Data excerpt:
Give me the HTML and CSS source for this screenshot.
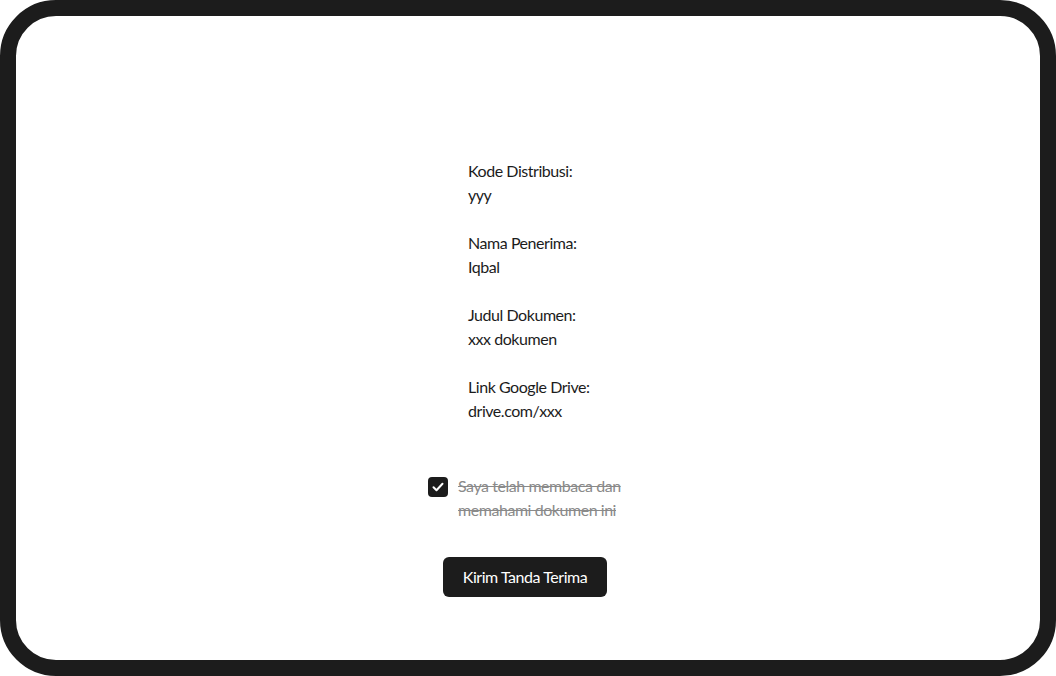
FILE: index.html
```html
<!DOCTYPE html>
<html lang="id">
<head>
<meta charset="utf-8">
<title>Tanda Terima</title>
<link rel="stylesheet" href="styles.css">
</head>
<body>
<div class="frame">
  <main class="screen">
    <section class="fields">
      <div class="field">
        <div class="label">Kode Distribusi:</div>
        <div class="value">yyy</div>
      </div>
      <div class="field">
        <div class="label">Nama Penerima:</div>
        <div class="value">Iqbal</div>
      </div>
      <div class="field">
        <div class="label">Judul Dokumen:</div>
        <div class="value">xxx dokumen</div>
      </div>
      <div class="field">
        <div class="label">Link Google Drive:</div>
        <div class="value">drive.com/xxx</div>
      </div>
    </section>
    <label class="agree">
      <span class="box"><svg viewBox="0 0 20 20" width="20" height="20"><path d="M5.5 10.3l3 3 6-6.5" fill="none" stroke="#fff" stroke-width="2" stroke-linecap="round" stroke-linejoin="round"/></svg></span>
      <span class="agree-text">Saya telah membaca dan memahami dokumen ini</span>
    </label>
    <button class="submit" type="button">Kirim Tanda Terima</button>
  </main>
</div>
</body>
</html>
```
FILE: styles.css
```css
* { box-sizing: border-box; }
html, body { margin: 0; padding: 0; background: #fff; }
body {
  font-family: "Lato", "Noto Sans", sans-serif;
  font-size: 16px;
  line-height: 24px;
  letter-spacing: -0.45px;
  color: #1c1c1c;
}
.frame {
  width: 1056px;
  height: 676px;
  border: 16px solid #1c1c1c;
  border-radius: 56px;
  background: #fff;
  overflow: hidden;
}
.screen {
  height: 100%;
  display: flex;
  flex-direction: column;
  align-items: center;
  padding-top: 143px;
}
.fields {
  display: flex;
  flex-direction: column;
  gap: 24px;
  width: 120px;
}
.label, .value { white-space: nowrap; }
.agree {
  margin-top: 51px;
  display: flex;
  gap: 10px;
  width: 200px;
  align-items: flex-start;
}
.box {
  flex: none;
  width: 20px;
  height: 20px;
  margin-top: 3px;
  border-radius: 4px;
  background: #1c1c1c;
  display: flex;
}
.agree-text {
  width: 170px;
  color: #8a8a8a;
  text-decoration: line-through;
}
.submit {
  margin-top: 35px;
  margin-right: 6px;
  height: 40px;
  width: 164px;
  padding: 0;
  border: 0;
  border-radius: 6px;
  background: #1c1c1c;
  color: #fff;
  font: inherit;
  letter-spacing: -0.45px;
}
```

Given request: Without including any picture, repeat the data exactly.

Written solution:
Give me the HTML and CSS source for this screenshot.
FILE: index.html
```html
<!DOCTYPE html>
<html lang="id">
<head>
<meta charset="utf-8">
<title>Tanda Terima</title>
<link rel="stylesheet" href="styles.css">
</head>
<body>
<div class="frame">
  <main class="screen">
    <section class="fields">
      <div class="field">
        <div class="label">Kode Distribusi:</div>
        <div class="value">yyy</div>
      </div>
      <div class="field">
        <div class="label">Nama Penerima:</div>
        <div class="value">Iqbal</div>
      </div>
      <div class="field">
        <div class="label">Judul Dokumen:</div>
        <div class="value">xxx dokumen</div>
      </div>
      <div class="field">
        <div class="label">Link Google Drive:</div>
        <div class="value">drive.com/xxx</div>
      </div>
    </section>
    <label class="agree">
      <span class="box"><svg viewBox="0 0 20 20" width="20" height="20"><path d="M5.5 10.3l3 3 6-6.5" fill="none" stroke="#fff" stroke-width="2" stroke-linecap="round" stroke-linejoin="round"/></svg></span>
      <span class="agree-text">Saya telah membaca dan memahami dokumen ini</span>
    </label>
    <button class="submit" type="button">Kirim Tanda Terima</button>
  </main>
</div>
</body>
</html>
```
FILE: styles.css
```css
* { box-sizing: border-box; }
html, body { margin: 0; padding: 0; background: #fff; }
body {
  font-family: "Lato", "Noto Sans", sans-serif;
  font-size: 16px;
  line-height: 24px;
  letter-spacing: -0.45px;
  color: #1c1c1c;
}
.frame {
  width: 1056px;
  height: 676px;
  border: 16px solid #1c1c1c;
  border-radius: 56px;
  background: #fff;
  overflow: hidden;
}
.screen {
  height: 100%;
  display: flex;
  flex-direction: column;
  align-items: center;
  padding-top: 143px;
}
.fields {
  display: flex;
  flex-direction: column;
  gap: 24px;
  width: 120px;
}
.label, .value { white-space: nowrap; }
.agree {
  margin-top: 51px;
  display: flex;
  gap: 10px;
  width: 200px;
  align-items: flex-start;
}
.box {
  flex: none;
  width: 20px;
  height: 20px;
  margin-top: 3px;
  border-radius: 4px;
  background: #1c1c1c;
  display: flex;
}
.agree-text {
  width: 170px;
  color: #8a8a8a;
  text-decoration: line-through;
}
.submit {
  margin-top: 35px;
  margin-right: 6px;
  height: 40px;
  width: 164px;
  padding: 0;
  border: 0;
  border-radius: 6px;
  background: #1c1c1c;
  color: #fff;
  font: inherit;
  letter-spacing: -0.45px;
}
```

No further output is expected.